Aunty Ag: Not having a party is probably the friendliest thing you can do during the so-called festive season. All these people will be in just the same boat as you: frantically busy and weighed down with work and family. The last thing anyone wants is another invitation, and everyone is grateful for those friends who don't demand attention at this (let us be honest) perfectly vile time of the year. So don't worry. Pick a weekend in July, plan a summer barbecue, and look forward to it. Chilled champagne on the lawn is far more fun than struggling through a rainstorm to get a glass of mulled wine (yuck).

Uncle Ony: Surely some of the onus of keeping up these friendships rests with the other halves of them? Just as you have not managed to find the time to get in touch with these friends, they have not managed to find the time to contact you either. As people's circumstances change, so does the tenor of their relationships with others. Someone you used to see every week you now might find you see once a year. This is nothing more upsetting than the evolution of the friendship. Just go with the flow of it and everything eventually will find its own level.

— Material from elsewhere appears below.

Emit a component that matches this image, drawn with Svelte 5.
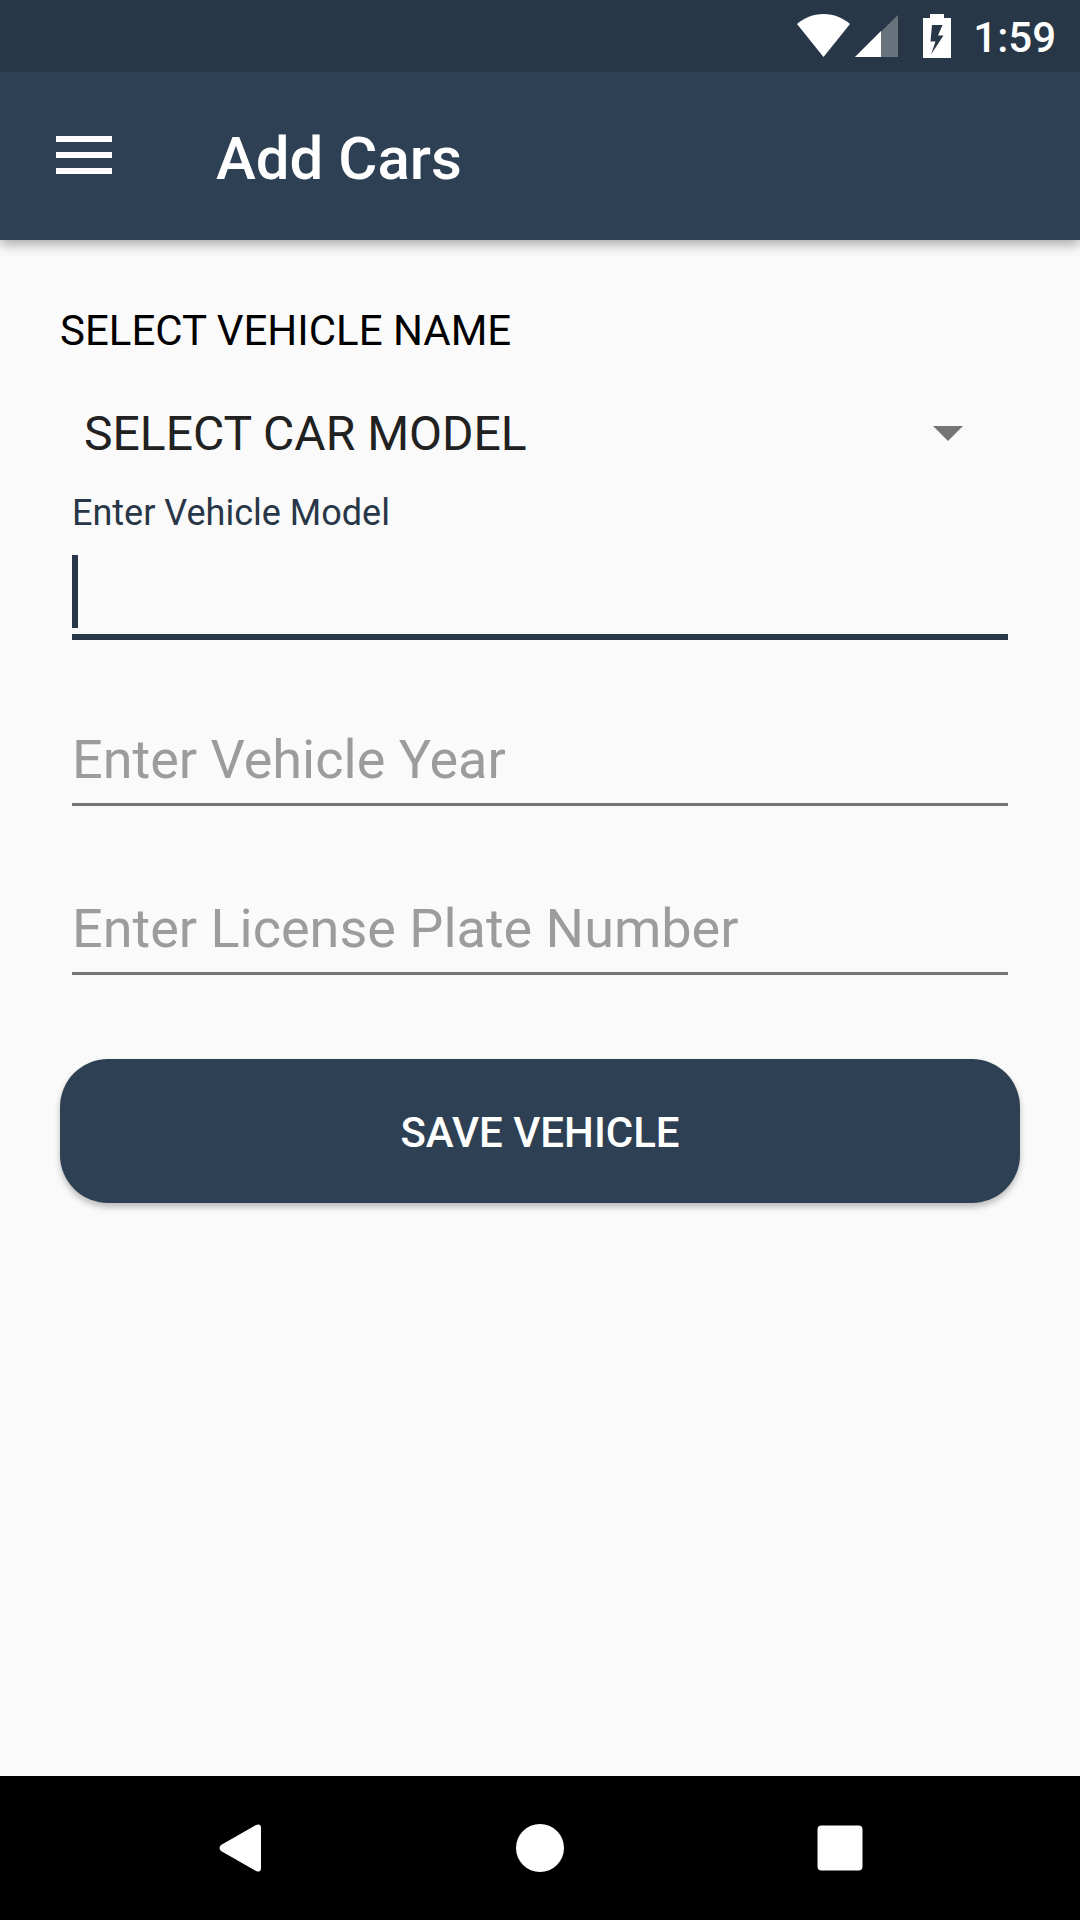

Should I persuade my children to write thank-you letters this year? It seems a bit outdated and I know that most of my friends don't bother getting their children to do it. My two are aged eight and 10 and I kind of feel they are old enough to make up their own minds about whether to write.

Mary, Lewes

Aunty Ag: Bear in mind that a charming little note takes mere minutes to write and ups one's chances of getting an even better gift next time.

Uncle Ony: By all means absolve your children of their one small festive responsibility. If everyone else lets their offspring behave like mannerless brats, that's a perfect reason for you to let yours do the same.